I've thought about this also. One thing to consider as they widen these cores further is that the achievable parallelism on any given stream of instructions might not necessarily always be able to fully utilize the architecture 100% of the time. If the code is structured in such a way that it cannot keep an 8-wide pipeline full, SMT can utilize those resources whereas one thread might not.Another way to look at it is that SMT is a way to reduce the resource waste your architecture is already suffering from. If SMT gives you 40% higher performance in a multithreaded scenario, that kind of means that 30% of your execution resources that are essentially wasted in a single-threaded scenario.

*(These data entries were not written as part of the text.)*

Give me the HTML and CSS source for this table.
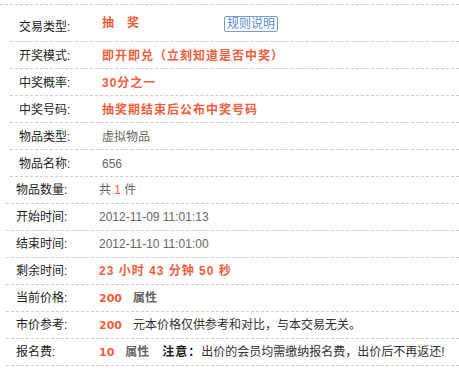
FILE: index.html
```html
<!DOCTYPE html>
<html lang="zh">
<head>
<meta charset="utf-8">
<title>交易信息</title>
<link rel="stylesheet" href="styles.css">
</head>
<body>
<div class="info">
  <div class="group group-a">
    <div class="row row-first">
      <span class="label">交易类型:</span>
      <span class="value value-first red bold">抽<span class="gap">奖</span></span>
      <span class="rule-btn">规则说明</span>
    </div>
    <div class="row">
      <span class="label">开奖模式:</span>
      <span class="value red bold wide">即开即兑（立刻知道是否中奖）</span>
    </div>
    <div class="row">
      <span class="label">中奖概率:</span>
      <span class="value red bold wide">30分之一</span>
    </div>
    <div class="row">
      <span class="label">中奖号码:</span>
      <span class="value red bold wide">抽奖期结束后公布中奖号码</span>
    </div>
    <div class="row">
      <span class="label">物品类型:</span>
      <span class="value grey">虚拟物品</span>
    </div>
    <div class="row">
      <span class="label">物品名称:</span>
      <span class="value grey">656</span>
    </div>
  </div>
  <div class="group group-b">
    <div class="row">
      <span class="label">物品数量:</span>
      <span class="value grey">共 <span class="red">1</span> 件</span>
    </div>
    <div class="row">
      <span class="label">开始时间:</span>
      <span class="value grey">2012-11-09 11:01:13</span>
    </div>
    <div class="row">
      <span class="label">结束时间:</span>
      <span class="value grey">2012-11-10 11:01:00</span>
    </div>
    <div class="row">
      <span class="label">剩余时间:</span>
      <span class="value red bold countdown">23 小时 43 分钟 50 秒</span>
    </div>
    <div class="row">
      <span class="label">当前价格:</span>
      <span class="value"><span class="price">200</span><span class="attr">属性</span></span>
    </div>
    <div class="row">
      <span class="label">市价参考:</span>
      <span class="value"><span class="price">200</span><span class="note">元本价格仅供参考和对比，与本交易无关。</span></span>
    </div>
    <div class="row">
      <span class="label">报名费:</span>
      <span class="value"><span class="price">10</span><span class="attr">属性</span><span class="warn">注意：</span>出价的会员均需缴纳报名费，出价后不再返还!</span>
    </div>
  </div>
</div>
</body>
</html>
```

FILE: styles.css
```css
html, body {
  margin: 0;
  padding: 0;
  background: #fff;
}

body {
  font-family: "Liberation Sans", "Noto Sans CJK SC", sans-serif;
  font-size: 12px;
  color: #333;
  width: 459px;
  height: 372px;
  overflow: hidden;
}

.info {
  margin-top: 4px;
  border-top: 1px dashed #ccc;
}

.group-a {
  margin-left: 10px;
}

.group-b {
  margin-left: 6px;
}

.row {
  display: flex;
  align-items: flex-start;
  white-space: nowrap;
  border-bottom: 1px dashed #ccc;
}

.group-a .row {
  height: 23px;
  padding-top: 3px;
  line-height: 23px;
}

.group-b .row {
  height: 25px;
  padding-top: 1px;
  line-height: 25px;
}

.label {
  flex: none;
  width: 83px;
  color: #1e1e1e;
}

.group-a .label {
  padding-left: 9px;
}

.group-b .label {
  padding-left: 10px;
}

.group-a .row-first {
  height: 36px;
  padding-top: 0;
}

.row-first .label {
  margin-top: 11px;
}

.value-first {
  flex: none;
  width: 122px;
  margin-top: 7px;
}

.gap {
  margin-left: 13px;
}

.rule-btn {
  flex: none;
  margin-top: 11px;
  height: 14px;
  line-height: 14px;
  padding: 0 2px;
  border: 1px solid #6f9fd6;
  border-radius: 2px;
  color: #5a8ccb;
  font-size: 12px;
}

.red {
  color: #f0603c;
}

.grey {
  color: #666;
}

.bold {
  font-weight: bold;
}

.wide {
  letter-spacing: 1px;
}

.countdown {
  letter-spacing: 1px;
}

.price {
  color: #f0603c;
  font-family: "DejaVu Sans", sans-serif;
  font-weight: bold;
  font-size: 11px;
  margin-right: 11px;
}

.attr {
  color: #666;
  font-weight: bold;
  margin-right: 13px;
}

.note {
  color: #333;
}

.warn {
  color: #1e1e1e;
  font-weight: bold;
  letter-spacing: 1px;
}
```
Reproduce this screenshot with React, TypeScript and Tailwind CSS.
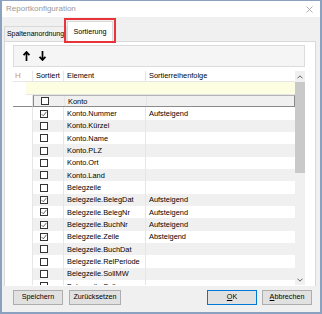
import React from 'react';

type Row = {
  element: string;
  checked: boolean;
  order?: string;
};

const ROWS: Row[] = [
  { element: 'Konto', checked: false },
  { element: 'Konto.Nummer', checked: true, order: 'Aufsteigend' },
  { element: 'Konto.Kürzel', checked: false },
  { element: 'Konto.Name', checked: false },
  { element: 'Konto.PLZ', checked: false },
  { element: 'Konto.Ort', checked: false },
  { element: 'Konto.Land', checked: false },
  { element: 'Belegzeile', checked: false },
  { element: 'Belegzeile.BelegDat', checked: true, order: 'Aufsteigend' },
  { element: 'Belegzeile.BelegNr', checked: true, order: 'Aufsteigend' },
  { element: 'Belegzeile.BuchNr', checked: true, order: 'Aufsteigend' },
  { element: 'Belegzeile.Zeile', checked: true, order: 'Absteigend' },
  { element: 'Belegzeile.BuchDat', checked: false },
  { element: 'Belegzeile.RelPeriode', checked: false },
  { element: 'Belegzeile.SollMW', checked: false },
  { element: 'Belegzeile.Soll', checked: false },
];

function CheckBox({ checked }: { checked: boolean }) {
  return (
    <span className="flex h-[8px] w-[8px] items-center justify-center border border-[#333333] bg-white">
      {checked && (
        <svg width="6" height="6" viewBox="0 0 6 6">
          <path d="M0.6 3.1 L2.3 4.8 L5.4 0.9" fill="none" stroke="#555555" strokeWidth="0.9" />
        </svg>
      )}
    </span>
  );
}

function DialogButton({
  children,
  primary = false,
  width,
}: {
  children: React.ReactNode;
  primary?: boolean;
  width: string;
}) {
  return (
    <button
      type="button"
      className={[
        'flex h-[15px] items-center justify-center bg-[#e1e1e1] text-[7.2px] text-black',
        width,
        primary ? 'border border-[#0078d7]' : 'border border-[#adadad]',
      ].join(' ')}
    >
      {children}
    </button>
  );
}

function GridRow({ row, index }: { row: Row; index: number }) {
  const focused = index === 0;
  const shaded = index % 2 === 0;
  return (
    <div className="flex h-[12.35px] shrink-0">
      <div
        className={[
          'w-[20px] shrink-0 border-r border-[#e6e6e6] bg-white',
          focused ? 'border-b border-b-[#8a8a8a]' : '',
        ].join(' ')}
      />
      <div
        className={[
          'flex flex-1',
          shaded ? 'bg-[#f0f0f0]' : 'bg-white',
          focused ? 'border border-[#8a8a8a] border-t-[#b4b4b4]' : '',
        ].join(' ')}
      >
        <div className="flex w-[31px] shrink-0 items-center border-r border-[#e6e6e6] pl-[7px]">
          <CheckBox checked={row.checked} />
        </div>
        <div className="flex w-[82px] shrink-0 items-center border-r border-[#e6e6e6] pl-[3px] whitespace-nowrap">
          {row.element}
        </div>
        <div className="flex flex-1 items-center pl-[3px] whitespace-nowrap">{row.order ?? ''}</div>
      </div>
    </div>
  );
}

function ScrollBar() {
  return (
    <div className="flex w-[10px] shrink-0 flex-col bg-[#f0f0f0]">
      <div className="flex h-[11px] shrink-0 items-center justify-center">
        <svg width="6" height="4" viewBox="0 0 6 4">
          <path d="M0.5 3.3 L3 0.8 L5.5 3.3" fill="none" stroke="#606060" strokeWidth="1" />
        </svg>
      </div>
      <div className="h-[91px] shrink-0 bg-[#c9c9c9]" />
      <div className="flex-1" />
      <div className="flex h-[11px] shrink-0 items-center justify-center">
        <svg width="6" height="4" viewBox="0 0 6 4">
          <path d="M0.5 0.7 L3 3.2 L5.5 0.7" fill="none" stroke="#606060" strokeWidth="1" />
        </svg>
      </div>
    </div>
  );
}

export default function App() {
  return (
    <div
      className="flex h-[314px] w-[322px] flex-col border-x-2 border-t border-b-2 border-[#8aa2bf] bg-[#f0f0f0] text-black"
      style={{ fontFamily: '"Liberation Sans", Arial, sans-serif' }}
    >
      {/* Titelleiste */}
      <div className="flex h-[16px] shrink-0 items-center justify-between bg-white pl-[4px] pr-[7px]">
        <span className="text-[8px] text-[#999999]">Reportkonfiguration</span>
        <svg width="7" height="7" viewBox="0 0 7 7">
          <path d="M0.5 0.5 L6.5 6.5 M6.5 0.5 L0.5 6.5" stroke="#9a9a9a" strokeWidth="0.8" />
        </svg>
      </div>

      {/* Tabs */}
      <div className="relative flex h-[24px] shrink-0 items-end pl-[2px]">
        <div className="flex h-[15px] w-[63px] items-center justify-center whitespace-nowrap border border-b-0 border-[#d9d9d9] bg-[#f0f0f0] text-[7px]">
          Spaltenanordnung
        </div>
        <div className="relative z-10 -mb-px flex h-[21px] w-[46px] items-start justify-center border border-b-0 border-[#d9d9d9] bg-white pt-[5px] text-[7.2px]">
          Sortierung
        </div>
        <div className="pointer-events-none absolute left-[62px] top-[1px] z-20 h-[25px] w-[52px] border-2 border-[#e8333a]" />
      </div>

      {/* Panel */}
      <div className="ml-[2px] mr-[4px] flex h-[245px] shrink-0 flex-col border border-b-0 border-[#d9d9d9] bg-white pl-[8px] pr-[10px] pt-[3px]">
        <div className="flex h-[22px] shrink-0 items-center gap-[9px] border border-[#dcdcdc] bg-[#f5f5f5] pl-[9px]">
          <svg width="7" height="10" viewBox="0 0 7 10">
            <path d="M3.5 10 L3.5 1.5 M0.6 4.2 L3.5 1 L6.4 4.2" fill="none" stroke="#000000" strokeWidth="1.7" />
          </svg>
          <svg width="7" height="10" viewBox="0 0 7 10">
            <path d="M3.5 0 L3.5 8.5 M0.6 5.8 L3.5 9 L6.4 5.8" fill="none" stroke="#000000" strokeWidth="1.7" />
          </svg>
        </div>

        <div className="mt-[4px] flex h-[214px] shrink-0 overflow-hidden text-[7.4px]">
          <div className="flex flex-1 flex-col overflow-hidden">
            <div className="flex h-[11px] shrink-0 border-b border-[#e6e6e6] bg-white">
              <div className="flex w-[20px] shrink-0 items-center border-r border-[#e6e6e6] pl-[2px] text-[8px] text-[#d29a4e]">
                H
              </div>
              <div className="flex w-[31px] shrink-0 items-center justify-center border-r border-[#e6e6e6]">
                Sortiert
              </div>
              <div className="flex w-[82px] shrink-0 items-center border-r border-[#e6e6e6] pl-[3px]">
                Element
              </div>
              <div className="flex flex-1 items-center pl-[3px]">Sortierreihenfolge</div>
            </div>
            <div className="flex h-[13px] shrink-0">
              <div className="w-[13px] shrink-0 bg-white" />
              <div className="flex-1 border-b border-[#e6e6e6] bg-[#fdfde2]" />
            </div>
            {ROWS.map((row, index) => (
              <GridRow key={row.element} row={row} index={index} />
            ))}
          </div>
          <ScrollBar />
        </div>
      </div>

      {/* Buttons */}
      <div className="mt-[4px] flex shrink-0 items-center pl-[11px] pr-[8px]">
        <div className="flex gap-[6px]">
          <DialogButton width="w-[50px]">Speichern</DialogButton>
          <DialogButton width="w-[52px]">Zurücksetzen</DialogButton>
        </div>
        <div className="ml-auto flex gap-[5px]">
          <DialogButton width="w-[50px]" primary>
            <span className="underline">O</span>K
          </DialogButton>
          <DialogButton width="w-[50px]">
            <span className="underline">A</span>bbrechen
          </DialogButton>
        </div>
      </div>
    </div>
  );
}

SMT is a cheap way to get some of it back, but now when the race for highest IPC is back on, designers will try to improve the resource efficiency at the core itself (pun). It's not easy, but it can be done, as Apple very clearly illustrates with their 3.6Ghz CPUs reaching the same performance as Intel at 5Ghz. And if your core is already very good at utilising the resources, SMT becomes redundant.

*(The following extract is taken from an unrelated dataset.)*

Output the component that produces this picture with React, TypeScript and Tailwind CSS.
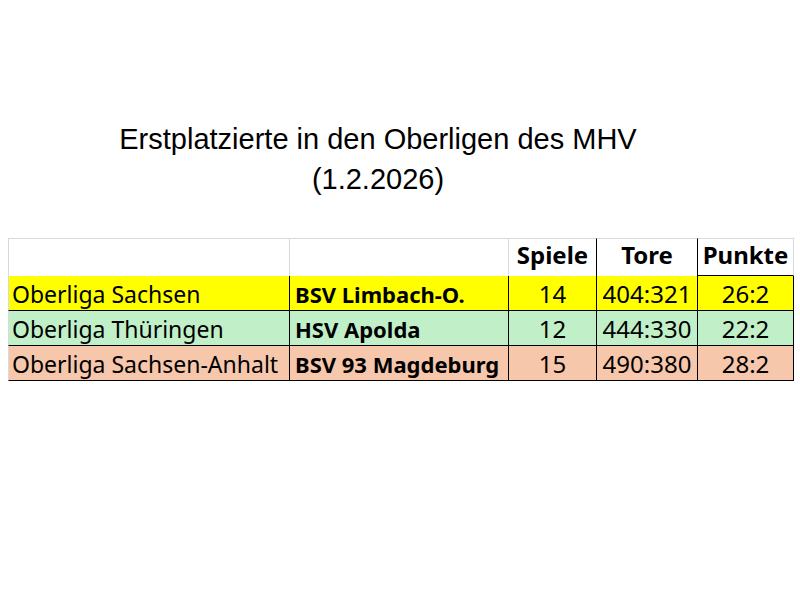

Newer processors seem to be going crazy on execution resources in the hopes of being able to utilize them. The goal of course is to find any achievable parallelism and to exploit it, and SMT can help to fill the cracks where this isn't achievable.
All of that being said, I don't really miss SMT much. I wouldn't complain too much if Apple added it back in, but Apple's strategy has worked very well without it. Keeps things much simpler (I don't have to worry whether audio applications are going to complain if their threads aren't assigned ideally by the scheduler).